By Esteban Ramirez
Editor-in-Chief
With the constant increases in class sizes, CSU Bakersfield is facing a big problem with full classrooms.
On Sept. 16, the Geology 309 class taught by David Miller was full of students, and some had to be standing up. Geology major Rick Fewtrell posted on the Facebook page “CSUB students interested in buying/selling/swapping” to spread the word about it.
Fewtrell said that there are 38 students in the class, and 40 is the cap.
“I was kind of curious as to why we had that classroom,” he said. “Yeah, he first contacted the head of the department with Sue Holt, and then they talked [John Dirkse] and because they based what classroom they get off like in August.”
Director of Academic Operations & Support Dirkse attributes this to rising enrollment rates and how difficult it is to get new classrooms approved and funded.
“We have a lot more students now than we had before,” he said. “We had increases in enrollments every year for the last five years. We had no increases in rooms and even a few rooms were lost. It’s really causing the problem
“The campus is trying. You may know that there is a Humanities faculty office building that will replace faculty towers and as of part of the plans for the building, there’s a possibility of adding a couple large classrooms in a wing in the building. Then again that’s a lot of politics and a lot of dollars.”

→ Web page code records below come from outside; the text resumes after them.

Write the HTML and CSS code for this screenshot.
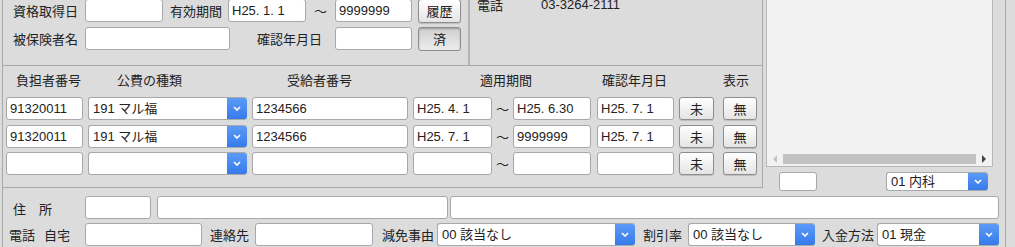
FILE: index.html
```html
<!DOCTYPE html>
<html lang="ja">
<head>
    <meta charset="UTF-8">
    <title>保険・公費</title>
    <link rel="stylesheet" href="styles.css">
</head>
<body>
<div class="frame">
    <div class="upper">
        <div class="left-col">
            <!-- 保険基本 -->
            <div class="top-panel">
                <div class="basic">
                    <div class="row first">
                        <span class="lbl lbl-main">資格取得日</span>
                        <input class="f w78" type="text" value="">
                        <span class="lbl lbl-kikan">有効期間</span>
                        <input class="f w78" type="text" value="H25. 1. 1">
                        <span class="tilde t-top">～</span>
                        <input class="f w77" type="text" value="9999999">
                        <button class="btn btn-top">履歴</button>
                    </div>
                    <div class="row">
                        <span class="lbl lbl-main">被保険者名</span>
                        <input class="f w145" type="text" value="">
                        <span class="lbl lbl-kakunin">確認年月日</span>
                        <input class="f w77" type="text" value="">
                        <button class="btn btn-top pressed">済</button>
                    </div>
                </div>
                <div class="tel">
                    <span>電話</span>
                    <span class="tel-no">03-3264-2111</span>
                </div>
            </div>

            <!-- 公費 -->
            <div class="mid-panel">
                <div class="head">
                    <span class="h1">負担者番号</span>
                    <span class="h2">公費の種類</span>
                    <span class="h3">受給者番号</span>
                    <span class="h4">適用期間</span>
                    <span class="h5">確認年月日</span>
                    <span class="h6">表示</span>
                </div>
                <div class="kohi-rows">
                    <div class="krow">
                        <input class="f c-futan" type="text" value="91320011">
                        <div class="sel c-shu"><span class="sel-text">191 マル福</span><span class="sel-btn"><svg width="8" height="5" viewBox="0 0 8 5"><path d="M1 1l3 3 3-3" stroke="#fff" stroke-width="1.6" fill="none"/></svg></span></div>
                        <input class="f c-jukyu" type="text" value="1234566">
                        <input class="f c-from" type="text" value="H25. 4. 1">
                        <span class="tilde t-row">～</span>
                        <input class="f c-to" type="text" value="H25. 6.30">
                        <input class="f c-kaku" type="text" value="H25. 7. 1">
                        <button class="btn b-mi">未</button>
                        <button class="btn b-mu">無</button>
                    </div>
                    <div class="krow">
                        <input class="f c-futan" type="text" value="91320011">
                        <div class="sel c-shu"><span class="sel-text">191 マル福</span><span class="sel-btn"><svg width="8" height="5" viewBox="0 0 8 5"><path d="M1 1l3 3 3-3" stroke="#fff" stroke-width="1.6" fill="none"/></svg></span></div>
                        <input class="f c-jukyu" type="text" value="1234566">
                        <input class="f c-from" type="text" value="H25. 7. 1">
                        <span class="tilde t-row">～</span>
                        <input class="f c-to" type="text" value="9999999">
                        <input class="f c-kaku" type="text" value="H25. 7. 1">
                        <button class="btn b-mi">未</button>
                        <button class="btn b-mu">無</button>
                    </div>
                    <div class="krow">
                        <input class="f c-futan" type="text" value="">
                        <div class="sel c-shu"><span class="sel-text"></span><span class="sel-btn"><svg width="8" height="5" viewBox="0 0 8 5"><path d="M1 1l3 3 3-3" stroke="#fff" stroke-width="1.6" fill="none"/></svg></span></div>
                        <input class="f c-jukyu" type="text" value="">
                        <input class="f c-from" type="text" value="">
                        <span class="tilde t-row">～</span>
                        <input class="f c-to" type="text" value="">
                        <input class="f c-kaku" type="text" value="">
                        <button class="btn b-mi">未</button>
                        <button class="btn b-mu">無</button>
                    </div>
                </div>
            </div>
        </div>

        <div class="right-col">
            <div class="list-box">
                <div class="hscroll">
                    <span class="arrow"><svg width="5" height="8" viewBox="0 0 5 8"><path d="M4 0v8L0 4z" fill="#c4c4c4"/></svg></span>
                    <span class="thumb"></span>
                    <span class="arrow"><svg width="5" height="8" viewBox="0 0 5 8"><path d="M1 0v8l4-4z" fill="#444"/></svg></span>
                </div>
            </div>
            <div class="under-list">
                <input class="f small-in" type="text" value="">
                <div class="sel ka-sel"><span class="sel-text">01 内科</span><span class="sel-btn"><svg width="8" height="5" viewBox="0 0 8 5"><path d="M1 1l3 3 3-3" stroke="#fff" stroke-width="1.6" fill="none"/></svg></span></div>
            </div>
        </div>
    </div>

    <!-- 住所・電話 -->
    <div class="lower">
        <div class="row">
            <span class="lbl lbl-main lbl-addr">住　所</span>
            <input class="f w66" type="text" value="">
            <input class="f addr1" type="text" value="">
            <input class="f addr2" type="text" value="">
        </div>
        <div class="row">
            <span class="lbl lbl-tel"><span>電話</span><span class="jitaku">自宅</span></span>
            <input class="f w117" type="text" value="">
            <span class="lbl lbl-renraku">連絡先</span>
            <input class="f w118" type="text" value="">
            <span class="lbl lbl-genmen">減免事由</span>
            <div class="sel genmen-sel"><span class="sel-text">00 該当なし</span><span class="sel-btn"><svg width="8" height="5" viewBox="0 0 8 5"><path d="M1 1l3 3 3-3" stroke="#fff" stroke-width="1.6" fill="none"/></svg></span></div>
            <span class="lbl lbl-waribiki">割引率</span>
            <div class="sel wari-sel"><span class="sel-text">00 該当なし</span><span class="sel-btn"><svg width="8" height="5" viewBox="0 0 8 5"><path d="M1 1l3 3 3-3" stroke="#fff" stroke-width="1.6" fill="none"/></svg></span></div>
            <span class="lbl lbl-nyukin">入金方法</span>
            <div class="sel nyukin-sel"><span class="sel-text">01 現金</span><span class="sel-btn"><svg width="8" height="5" viewBox="0 0 8 5"><path d="M1 1l3 3 3-3" stroke="#fff" stroke-width="1.6" fill="none"/></svg></span></div>
        </div>
    </div>
</div>
</body>
</html>
```

FILE: styles.css
```css
* {
    box-sizing: border-box;
}

body {
    margin: 0;
    background-color: #dcdcdc;
    font-family: "Noto Sans CJK JP", sans-serif;
    font-size: 13px;
    color: #222;
    overflow: hidden;
}

.frame {
    margin-left: 2px;
    width: 1004px;
    height: 247px;
    border-left: 1px solid #a9a9a9;
    border-right: 1px solid #a9a9a9;
}

.upper {
    display: flex;
    height: 188px;
}

.left-col {
    width: 760px;
    border-right: 1px solid #a9a9a9;
}

/* common parts */
.row {
    display: flex;
    align-items: center;
    height: 23px;
}

.lbl {
    white-space: nowrap;
    line-height: 16px;
}

.f {
    height: 23px;
    margin: 0;
    padding: 0 3px;
    border: 1px solid #a8a8a8;
    border-radius: 3px;
    background-color: #fff;
    font-family: "Liberation Sans", "Noto Sans CJK JP", sans-serif;
    font-size: 13px;
    color: #222;
    outline: none;
}

.sel {
    display: flex;
    height: 23px;
    border: 1px solid #a8a8a8;
    border-right: none;
    border-radius: 3px;
    background-color: #fff;
    font-family: "Liberation Sans", "Noto Sans CJK JP", sans-serif;
    overflow: hidden;
}

.sel-text {
    flex: 1;
    padding-left: 4px;
    line-height: 21px;
    white-space: nowrap;
}

.sel-btn {
    width: 20px;
    margin-top: -1px;
    margin-bottom: -1px;
    display: flex;
    align-items: center;
    justify-content: center;
    background: linear-gradient(#5d9cf7, #3479ea);
    border-radius: 0 3px 3px 0;
}

.btn {
    height: 23px;
    margin: 0;
    padding: 0;
    border: 1px solid #8e8e8e;
    border-radius: 3px;
    background: linear-gradient(#ffffff, #e4e4e4);
    font-family: "Noto Sans CJK JP", sans-serif;
    font-size: 13px;
    color: #222;
    box-shadow: 0 1px 1px rgba(0,0,0,0.15);
}

.btn.pressed {
    background: linear-gradient(#cfcfcf, #ececec);
    box-shadow: inset 0 1px 2px rgba(0,0,0,0.25);
}

.tilde {
    text-align: center;
    font-size: 13px;
}

/* 保険基本 */
.top-panel {
    display: flex;
    height: 66px;
    border-bottom: 1px solid #a9a9a9;
}

.basic {
    width: 467px;
    border-right: 2px solid #b3b3b3;
}

.basic .row {
    margin-bottom: 5px;
}

.basic .row.first {
    margin-top: -1px;
}

.lbl-main {
    width: 82px;
    padding-left: 10px;
}

.lbl-addr {
    padding-top: 3px;
}

.lbl-kikan {
    width: 65px;
    padding-right: 6px;
    text-align: right;
}

.lbl-kakunin {
    width: 105px;
    padding-right: 13px;
    text-align: right;
}

.w66 { width: 66px; }
.w77 { width: 77px; }
.w78 { width: 78px; }
.w117 { width: 117px; }
.w118 { width: 118px; }
.w145 { width: 145px; }

.t-top {
    width: 29px;
}

.btn-top {
    width: 43px;
    height: 24px;
    margin-left: 6px;
}

.tel {
    display: flex;
    padding-left: 7px;
    margin-top: -3px;
    line-height: 16px;
}

.tel-no {
    margin-left: 38px;
    font-family: "Liberation Sans", sans-serif;
}

/* 公費 */
.mid-panel {
    height: 122px;
    padding-top: 5px;
    border-bottom: 1px solid #a9a9a9;
}

.head {
    display: flex;
    height: 18px;
    line-height: 18px;
    margin-bottom: 8px;
}

.h1 { margin-left: 13px; }
.h2 { margin-left: 36px; }
.h3 { margin-left: 105px; }
.h4 { margin-left: 128px; }
.h5 { margin-left: 70px; }
.h6 { margin-left: 56px; }

.kohi-rows {
    display: flex;
    flex-direction: column;
    gap: 4.5px;
}

.krow {
    display: flex;
    align-items: center;
}

.c-futan { width: 77px; margin-left: 3px; }
.c-shu { width: 159px; margin-left: 5px; }
.c-jukyu { width: 156px; margin-left: 5px; }
.c-from { width: 79px; margin-left: 5px; }
.t-row { width: 21px; }
.c-to { width: 78px; }
.c-kaku { width: 77px; margin-left: 6px; }
.b-mi { width: 35px; margin-left: 5px; }
.b-mu { width: 34px; margin-left: 9px; }

/* 右側リスト */
.right-col {
    width: 242px;
}

.list-box {
    display: flex;
    flex-direction: column;
    justify-content: flex-end;
    margin-left: 3px;
    width: 227px;
    height: 167px;
    padding: 0 1px 1px;
    background-color: #f2f2f2;
    border: 1px solid #b8b8b8;
    border-top: none;
}

.hscroll {
    display: flex;
    align-items: center;
    height: 12px;
}

.arrow {
    width: 15px;
    display: flex;
    justify-content: center;
}

.thumb {
    width: 193px;
    height: 10px;
    background-color: #c2c2c2;
}

.under-list {
    display: flex;
    margin-top: 5px;
}

.small-in {
    width: 38px;
    height: 19px;
    margin-left: 16px;
}

.ka-sel {
    width: 102px;
    height: 19px;
    margin-left: 69px;
}

.ka-sel .sel-text {
    line-height: 17px;
}

/* 住所・電話 */
.lower {
    padding-top: 8px;
}

.lower .row {
    margin-bottom: 4px;
}

.addr1 { width: 291px; margin-left: 6px; }
.addr2 { width: 549px; margin-left: 2px; }

.lbl-tel {
    display: flex;
    width: 82px;
    padding-left: 6px;
}

.jitaku {
    margin-left: 9px;
}

.lbl-renraku { margin-left: 8px; width: 45px; }
.lbl-genmen { margin-left: 9px; width: 55px; }
.genmen-sel { width: 198px; }
.lbl-waribiki { margin-left: 8px; width: 45px; }
.wari-sel { width: 127px; }
.lbl-nyukin { margin-left: 7px; width: 55px; }
.nyukin-sel { width: 122px; }
```
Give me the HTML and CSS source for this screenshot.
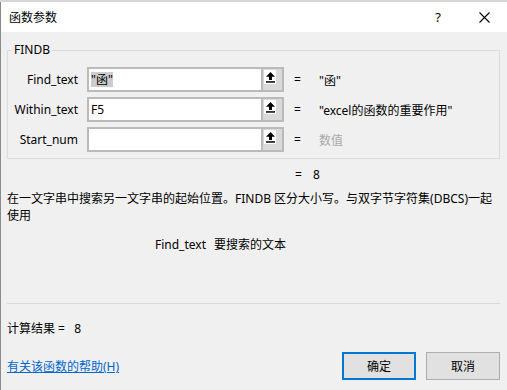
FILE: index.html
```html
<!DOCTYPE html>
<html lang="zh-CN">
<head>
    <meta charset="UTF-8">
    <meta name="viewport" content="width=device-width, initial-scale=1.0">
    <title>函数参数</title>
    <link rel="stylesheet" href="styles.css">
</head>
<body>
    <div class="backdrop"></div>
    <div class="dialog">
        <div class="titlebar">
            <span class="title">函数参数</span>
            <span class="help-btn">?</span>
            <svg class="close-btn" width="11" height="11" viewBox="0 0 11 11">
                <path d="M0.5 0.5 L10.5 10.5 M10.5 0.5 L0.5 10.5" stroke="#000" stroke-width="1.1" fill="none"/>
            </svg>
        </div>

        <div class="content">
            <fieldset class="args">
                <legend>FINDB</legend>
                <div class="arg-grid">
                    <label class="arg-name">Find_text</label>
                    <div class="arg-input">
                        <span class="field"><span class="selected">"函"</span></span>
                        <span class="ref-btn"><span class="ref-icon"><svg width="11" height="12" viewBox="0 0 11 12"><path d="M5.5 1 L1 5.8 L4 5.8 L4 9 L7 9 L7 5.8 L10 5.8 Z" fill="#000"/><rect x="1" y="10.2" width="9" height="1.5" fill="#000"/></svg></span></span>
                    </div>
                    <span class="eq">=</span>
                    <span class="arg-value">"函"</span>

                    <label class="arg-name">Within_text</label>
                    <div class="arg-input">
                        <span class="field">F5</span>
                        <span class="ref-btn"><span class="ref-icon"><svg width="11" height="12" viewBox="0 0 11 12"><path d="M5.5 1 L1 5.8 L4 5.8 L4 9 L7 9 L7 5.8 L10 5.8 Z" fill="#000"/><rect x="1" y="10.2" width="9" height="1.5" fill="#000"/></svg></span></span>
                    </div>
                    <span class="eq">=</span>
                    <span class="arg-value">"excel的函数的重要作用"</span>

                    <label class="arg-name">Start_num</label>
                    <div class="arg-input">
                        <span class="field"></span>
                        <span class="ref-btn"><span class="ref-icon"><svg width="11" height="12" viewBox="0 0 11 12"><path d="M5.5 1 L1 5.8 L4 5.8 L4 9 L7 9 L7 5.8 L10 5.8 Z" fill="#000"/><rect x="1" y="10.2" width="9" height="1.5" fill="#000"/></svg></span></span>
                    </div>
                    <span class="eq">=</span>
                    <span class="arg-value muted">数值</span>
                </div>
            </fieldset>

            <div class="result-line"><span class="eq">=</span>8</div>

            <p class="desc">在一文字串中搜索另一文字串的起始位置。FINDB 区分大小写。与双字节字符集(DBCS)一起<br>使用</p>

            <div class="arg-help"><span class="arg-help-name">Find_text</span>要搜索的文本</div>

            <hr class="sep">

            <div class="calc">计算结果 =&nbsp;&nbsp;&nbsp;8</div>

            <div class="footer">
                <a href="#help" class="help-link">有关该函数的帮助(H)</a>
                <div class="buttons">
                    <button class="btn primary">确定</button>
                    <button class="btn">取消</button>
                </div>
            </div>
        </div>
    </div>
</body>
</html>
```

FILE: styles.css
```css
body {
    margin: 0;
    padding: 0;
    width: 507px;
    height: 390px;
    overflow: hidden;
    font-family: "Noto Sans", "Noto Sans CJK SC", sans-serif;
    font-size: 12px;
    color: #000;
    background-color: #f0f0f0;
}
.backdrop {
    height: 2px;
    background-color: #d6d6d6;
}
.dialog {
    border-left: 1px solid #8a8a8a;
    height: 388px;
    background-color: #f0f0f0;
}
.titlebar {
    display: flex;
    align-items: center;
    height: 30px;
    background-color: #fff;
    padding-left: 8px;
}
.title {
    font-size: 12px;
    flex: 1;
}
.help-btn {
    font-size: 13px;
    margin-right: 38px;
}
.close-btn {
    margin-right: 17px;
}
.content {
    padding: 0 7px 0 6px;
}
.args {
    margin: 10px 0 0 0;
    padding: 9px 0 6px 0;
    border: 1px solid #dcdcdc;
    min-width: 0;
}
.args legend {
    padding: 0 2px;
    margin-left: 4px;
    line-height: 16px;
    height: 16px;
}
.arg-grid {
    display: grid;
    grid-template-columns: 70px 197px 17px 1fr;
    column-gap: 9px;
    row-gap: 5px;
    align-items: center;
}
.arg-grid .eq {
    margin-left: 1px;
}
.arg-name {
    text-align: right;
    white-space: nowrap;
}
.arg-input {
    display: flex;
    height: 25px;
    box-sizing: border-box;
    border: 2px solid #bababa;
    background-color: #fff;
}
.field {
    flex: 1;
    display: flex;
    align-items: center;
    padding-left: 2px;
    border-right: 2px solid #bababa;
}
.selected {
    background-color: #cccccc;
    line-height: 15px;
}
.ref-btn {
    width: 19px;
    background-color: #dadada;
    display: flex;
    align-items: flex-start;
    padding-top: 1px;
}
.ref-icon {
    width: 12px;
    height: 14px;
    background-color: #fff;
    display: flex;
    justify-content: center;
    align-items: center;
    margin-left: 1px;
}
.arg-value {
    white-space: nowrap;
}
.muted {
    color: #a8a8a8;
}
.result-line {
    margin-top: 8px;
    height: 16px;
    line-height: 16px;
    padding-left: 288px;
}
.result-line .eq {
    display: inline-block;
    width: 18px;
}
.desc {
    margin: 7px 0 0 0;
    line-height: 17px;
    white-space: nowrap;
}
.arg-help {
    margin-top: 13px;
    height: 16px;
    line-height: 16px;
    padding-left: 148px;
}
.arg-help-name {
    display: inline-block;
    width: 59px;
}
.sep {
    margin: 50px 0 0 0;
    border: none;
    border-top: 1px solid #d9d9d9;
    height: 0;
}
.calc {
    margin-top: 17px;
    height: 16px;
    line-height: 16px;
}
.footer {
    display: flex;
    justify-content: space-between;
    align-items: center;
    margin-top: 15px;
}
.help-link {
    color: #0066cc;
    text-decoration: underline;
}
.buttons {
    display: flex;
    gap: 10px;
}
.btn {
    width: 74px;
    height: 28px;
    box-sizing: border-box;
    font-family: inherit;
    font-size: 12px;
    background-color: #e1e1e1;
    border: 1px solid #adadad;
    padding: 0;
    color: #000;
}
.btn.primary {
    border: 2px solid #0078d7;
}
```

“We just don’t have enough rooms of the size that we need to accommodate for the students we have,” he said.
Associate Vice-President and Facilities Management Patrick Jacobs said that their biggest problem is that they have an awful lot of small classrooms on this campus that were meant to accommodate 30 to 40 or 30 to 45 students.
“There are a large number of classes that tend themselves to be taught in a larger setting and very simplistically what that means really is, if we have a class and we have 60 students who either want to take two classes or we help to tell the students wanting to take it that they can’t take the class,” Jacobs said.
Jacobs added that a few projects to expand classrooms are working on is to build two additional very large classrooms, and it will be in the arts and humanities building. However, he said the Faculty Towers are not ADA efficient and neither are the old dorms,
On Sept. 18, Fewtrell said that they studied Dorothy Donahoe Hallway 107K and then they moved Education building 128.